Photoshop is chock full of tools and features that a pixel artist wouldn't care about, and they can get in the way. On top of that pixel editors tend to have features only pixel artists would care about: mirrored output (pick one or two planes on the canvas and your work will be mirrored around them), ability to define simple, finite palettes and quickly move between the 5 or so colors you're using often. Also the ability to tweak colors in your palette and have the image adjust automatically (ie replace all of a certain color with another one), but not force you into an indexed color palette. Ability to zoom in very close but still maintain a 100% view, etc.
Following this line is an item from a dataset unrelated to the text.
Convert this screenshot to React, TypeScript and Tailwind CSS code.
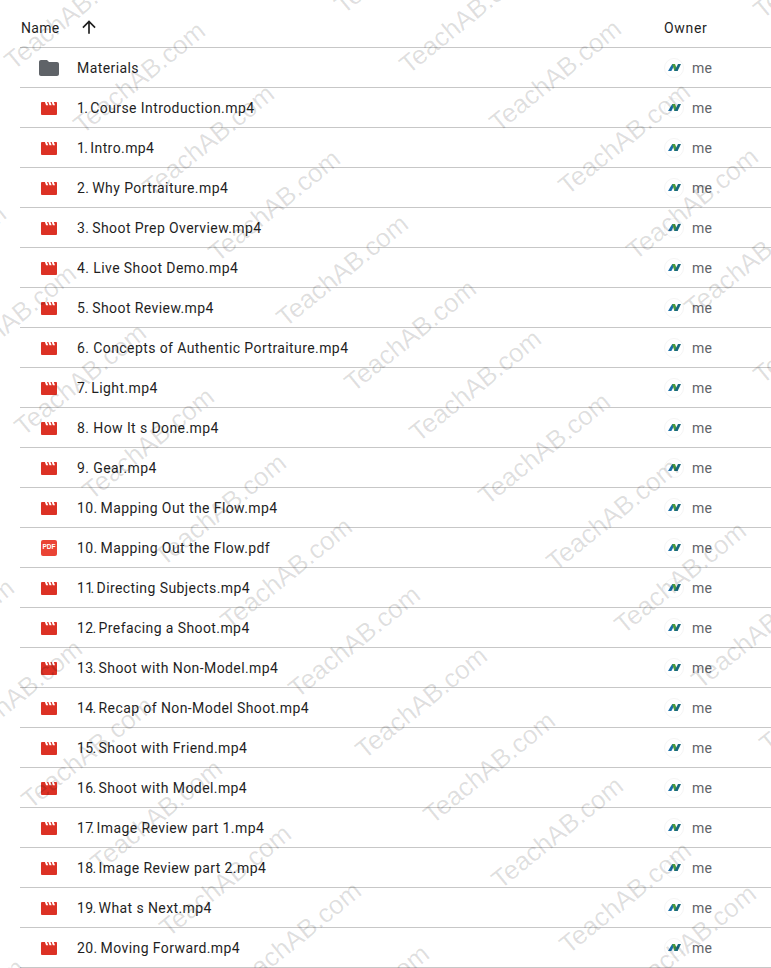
const files: { name: string; type?: 'folder' | 'pdf' }[] = [
  { name: 'Materials', type: 'folder' },
  { name: '1. Course Introduction.mp4' },
  { name: '1. Intro.mp4' },
  { name: '2. Why Portraiture.mp4' },
  { name: '3. Shoot Prep Overview.mp4' },
  { name: '4. Live Shoot Demo.mp4' },
  { name: '5. Shoot Review.mp4' },
  { name: '6. Concepts of Authentic Portraiture.mp4' },
  { name: '7. Light.mp4' },
  { name: '8. How It s Done.mp4' },
  { name: '9. Gear.mp4' },
  { name: '10. Mapping Out the Flow.mp4' },
  { name: '10. Mapping Out the Flow.pdf', type: 'pdf' },
  { name: '11. Directing Subjects.mp4' },
  { name: '12. Prefacing a Shoot.mp4' },
  { name: '13. Shoot with Non-Model.mp4' },
  { name: '14. Recap of Non-Model Shoot.mp4' },
  { name: '15. Shoot with Friend.mp4' },
  { name: '16. Shoot with Model.mp4' },
  { name: '17. Image Review part 1.mp4' },
  { name: '18. Image Review part 2.mp4' },
  { name: '19. What s Next.mp4' },
  { name: '20. Moving Forward.mp4' },
];

// where the T of each watermark sits in the picture
const marks: [number, number][] = [
  [13, 58], [82, 122], [151, 185], [217, 250], [285, 315], [353, 380], [418, 430], [487, 493], [555, 559], [623, 622], [700, 677], [768, 741],
  [408, 62], [498, 120], [567, 183], [635, 248], [693, 305], [762, 372],
  [343, 2], [762, 7],
  [-47, 365], [23, 424], [91, 488], [163, 554], [229, 618], [297, 686], [364, 747], [432, 812], [500, 877], [568, 942], [633, 985],
  [-41, 740], [30, 797], [99, 860], [168, 925], [238, 982], [306, 1045],
  [-117, 305], [-109, 679], [-99, 1059],
];

// the picture's digits are narrower than Roboto's, so the title starts a little earlier
function numberShift(num: string) {
  if (num === '11' || num === '17') return -5;
  if (num === '10' || num === '20') return -1;
  if (num === '1' || num.length === 2) return -3;
  if (num === '7') return -2;
  if (num === '2' || num === '3' || num === '5') return -1;
  return 0;
}

function FileName({ name }: { name: string }) {
  const match = name.match(/^(\d+)\.(.*)$/);
  if (!match) return <>{name}</>;
  const shift = numberShift(match[1]);
  const afterDigits = Math.ceil(shift * 0.6);
  return (
    <>
      <span style={{ marginRight: afterDigits }}>{match[1]}</span>
      <span style={{ marginRight: shift - afterDigits }}>.</span>
      {match[2]}
    </>
  );
}

function FileIcon({ type }: { type?: 'folder' | 'pdf' }) {
  if (type === 'folder') {
    return (
      <svg className="w-6 h-6" viewBox="0 0 24 24" fill="#5f6368">
        <path d="M10 4H4c-1.1 0-2 .9-2 2v12c0 1.1.9 2 2 2h16c1.1 0 2-.9 2-2V8c0-1.1-.9-2-2-2h-8l-2-2z" />
      </svg>
    );
  }
  if (type === 'pdf') {
    return (
      <div className="w-4 h-4 rounded-[2px] bg-[#ea4335] flex items-center justify-center text-white text-[6.5px] leading-none font-bold font-['Liberation_Sans',sans-serif]">
        PDF
      </div>
    );
  }
  return (
    <svg className="w-4 h-[13px] mt-0.5" viewBox="0 0 16 13">
      <path d="M1 0H15.2Q16 0 16 1V12Q16 13 15 13H1Q0 13 0 12V1Q0 0 1 0Z" fill="#dc3125" />
      <path d="M3.9 0H6L7.2 3.2H5.1ZM7.3 0H9.4L10.6 3.2H8.5ZM10.7 0H12.8L14 3.2H11.9Z" fill="#ffffff" />
    </svg>
  );
}

function OwnerAvatar() {
  return (
    <div className="w-5 h-5 rounded-full bg-white border border-[#f5f5f5] flex items-center justify-center">
      <svg className="w-[13px] h-[7px]" viewBox="0 0 13 7">
        <path d="M0 7 L4.2 0 L7 0 L3.4 7 Z" fill="#1a6fa8" />
        <path d="M4.2 0 L7 0 L9.6 7 L6.4 7 Z" fill="#4a9a3c" />
        <path d="M6.4 7 L9.6 7 L13 0 L10 0 Z" fill="#17697f" />
      </svg>
    </div>
  );
}

export default function App() {
  return (
    <div className="relative w-[771px] h-[968px] overflow-hidden bg-white font-['Roboto',sans-serif]">
      {/* Header */}
      <div className="ml-5 h-12 pt-2 flex items-center border-b border-[#c7c7c7] text-[#1f1f1f] text-sm tracking-[0.3px]">
        <span className="ml-px">Name</span>
        <svg className="w-5 h-5 ml-[19px] -mt-0.5" viewBox="0 0 24 24" fill="#1f1f1f">
          <path d="M4 12l1.41 1.41L11 7.83V20h2V7.83l5.58 5.59L20 12l-8-8-8 8z" />
        </svg>
        <span className="ml-auto w-[107px] tracking-[0.7px]">Owner</span>
      </div>

      {/* Rows */}
      {files.map((file) => (
        <div key={file.name} className="ml-5 h-10 flex items-center border-b border-[#c7c7c7]">
          <div className="w-[58px] -mr-px flex items-center justify-center shrink-0">
            <FileIcon type={file.type} />
          </div>
          <span className="flex-1 text-sm text-[#1f1f1f] tracking-[0.41px] truncate">
            <FileName name={file.name} />
          </span>
          <div className="w-[107px] flex items-center gap-2 shrink-0">
            <OwnerAvatar />
            <span className="text-sm text-[#5f6368] tracking-[0.3px]">me</span>
          </div>
        </div>
      ))}

      {/* Watermarks */}
      {marks.map(([x, y]) => (
        <span
          key={`${x}-${y}`}
          className="absolute pointer-events-none whitespace-nowrap origin-bottom-left text-[26px] leading-none text-black/[0.13] font-['Liberation_Sans',sans-serif] -rotate-[39deg]"
          style={{ left: x + 3, top: y - 10 }}
        >
          TeachAB.com
        </span>
      ))}
    </div>
  );
}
Most also offer nice animation tools such as looping your animation in real time allowing for effective tweaking. Even other simple niceties like they are always hard edged, always scale with a nearest neighbor algorithm, having both the right and left mouse button be full fledged tools, etc.
The canonical tool was Deluxe Paint on the Amiga, and most tools still around today emulate it at least to some degree.
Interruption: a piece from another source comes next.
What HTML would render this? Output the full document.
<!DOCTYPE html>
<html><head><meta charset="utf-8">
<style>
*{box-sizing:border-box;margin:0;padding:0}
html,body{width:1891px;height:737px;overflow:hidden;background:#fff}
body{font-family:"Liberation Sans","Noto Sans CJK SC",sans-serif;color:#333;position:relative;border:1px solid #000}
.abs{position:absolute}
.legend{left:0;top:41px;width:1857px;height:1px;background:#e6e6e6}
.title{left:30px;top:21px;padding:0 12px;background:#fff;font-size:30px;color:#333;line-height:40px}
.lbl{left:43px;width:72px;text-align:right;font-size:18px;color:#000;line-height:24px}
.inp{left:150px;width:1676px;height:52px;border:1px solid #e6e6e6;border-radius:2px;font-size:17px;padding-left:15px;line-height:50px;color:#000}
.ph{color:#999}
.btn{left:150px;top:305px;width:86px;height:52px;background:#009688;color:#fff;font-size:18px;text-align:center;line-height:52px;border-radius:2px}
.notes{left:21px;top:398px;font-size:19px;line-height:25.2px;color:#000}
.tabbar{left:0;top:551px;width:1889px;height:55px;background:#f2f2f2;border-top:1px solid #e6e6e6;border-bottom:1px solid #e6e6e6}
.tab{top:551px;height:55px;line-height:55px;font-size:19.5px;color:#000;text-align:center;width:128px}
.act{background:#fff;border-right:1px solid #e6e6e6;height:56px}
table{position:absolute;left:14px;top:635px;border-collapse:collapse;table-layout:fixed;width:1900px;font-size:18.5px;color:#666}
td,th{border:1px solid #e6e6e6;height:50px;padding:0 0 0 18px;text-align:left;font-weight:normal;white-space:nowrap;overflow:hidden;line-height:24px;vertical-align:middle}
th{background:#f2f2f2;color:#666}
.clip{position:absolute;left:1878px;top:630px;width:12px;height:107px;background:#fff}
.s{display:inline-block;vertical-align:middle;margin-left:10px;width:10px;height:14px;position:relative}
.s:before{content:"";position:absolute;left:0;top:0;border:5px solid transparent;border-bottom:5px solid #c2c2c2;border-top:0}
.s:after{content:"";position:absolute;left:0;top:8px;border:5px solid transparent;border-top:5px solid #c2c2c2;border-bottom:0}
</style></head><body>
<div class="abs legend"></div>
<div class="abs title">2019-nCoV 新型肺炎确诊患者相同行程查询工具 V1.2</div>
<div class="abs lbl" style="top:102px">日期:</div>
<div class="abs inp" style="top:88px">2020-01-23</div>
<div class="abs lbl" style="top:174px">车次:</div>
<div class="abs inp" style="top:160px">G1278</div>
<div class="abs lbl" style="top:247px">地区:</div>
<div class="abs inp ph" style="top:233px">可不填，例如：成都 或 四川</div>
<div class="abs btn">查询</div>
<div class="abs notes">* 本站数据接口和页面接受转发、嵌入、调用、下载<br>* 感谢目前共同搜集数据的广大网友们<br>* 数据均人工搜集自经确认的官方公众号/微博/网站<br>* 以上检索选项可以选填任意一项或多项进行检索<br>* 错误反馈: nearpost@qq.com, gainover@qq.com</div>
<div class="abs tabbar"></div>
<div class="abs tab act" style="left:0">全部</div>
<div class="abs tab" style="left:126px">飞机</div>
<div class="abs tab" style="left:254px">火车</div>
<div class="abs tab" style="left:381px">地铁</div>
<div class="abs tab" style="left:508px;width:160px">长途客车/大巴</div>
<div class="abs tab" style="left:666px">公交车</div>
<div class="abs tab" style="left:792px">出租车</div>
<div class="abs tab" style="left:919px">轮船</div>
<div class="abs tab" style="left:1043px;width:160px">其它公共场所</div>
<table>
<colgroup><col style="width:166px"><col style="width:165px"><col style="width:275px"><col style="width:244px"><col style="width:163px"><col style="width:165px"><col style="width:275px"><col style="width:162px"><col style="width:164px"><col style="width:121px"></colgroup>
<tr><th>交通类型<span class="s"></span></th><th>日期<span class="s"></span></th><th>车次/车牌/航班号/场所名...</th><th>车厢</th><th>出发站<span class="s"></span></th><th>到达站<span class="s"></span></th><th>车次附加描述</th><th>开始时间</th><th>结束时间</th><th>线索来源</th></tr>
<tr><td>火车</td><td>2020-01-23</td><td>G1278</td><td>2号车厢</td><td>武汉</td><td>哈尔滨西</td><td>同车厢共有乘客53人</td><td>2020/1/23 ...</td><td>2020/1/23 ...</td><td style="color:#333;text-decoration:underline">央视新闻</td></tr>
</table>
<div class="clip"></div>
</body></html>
I used to use Paint Shop Pro for (among other things) pixel art. Somewhere around version 6 JASC decided it was no longer a generic graphics package but should be a Photoshop-rivalling photograph editor. From then on, selections no longer had crisp edges along a pixel boundary but took the edge pixel at half alpha and the next pixel over even more transparent. I couldn't find an option to turn this off anywhere. Goodbye, ability to do pixel art in PSP.
I don't think Photoshop does this (I haven't used it for several versions and my art days are more or less over) but the above has made me forever slightly wary of attempting pixel art in a package primarily sold for photo editing.
Plus, Photoshop is expensive. If you have it anyway and it works for you, that's cool. If you're looking to install something just to make pixel art, you're spending a lot of money on a lot of features which are irrelevant to you and may make it harder to find the functions you actually need.
I still use PSP 9 for bitmapped/raster graphics (other than photos), and had used all of the versions from 3 on except 8. All you needed to do was to uncheck the "antialias" option box (and make sure that the feather value was at zero) to get a crisp (no alpha) selection. The setting were persistent, like a preference, so once you deselected the "antialias", it became the default until you selected it again.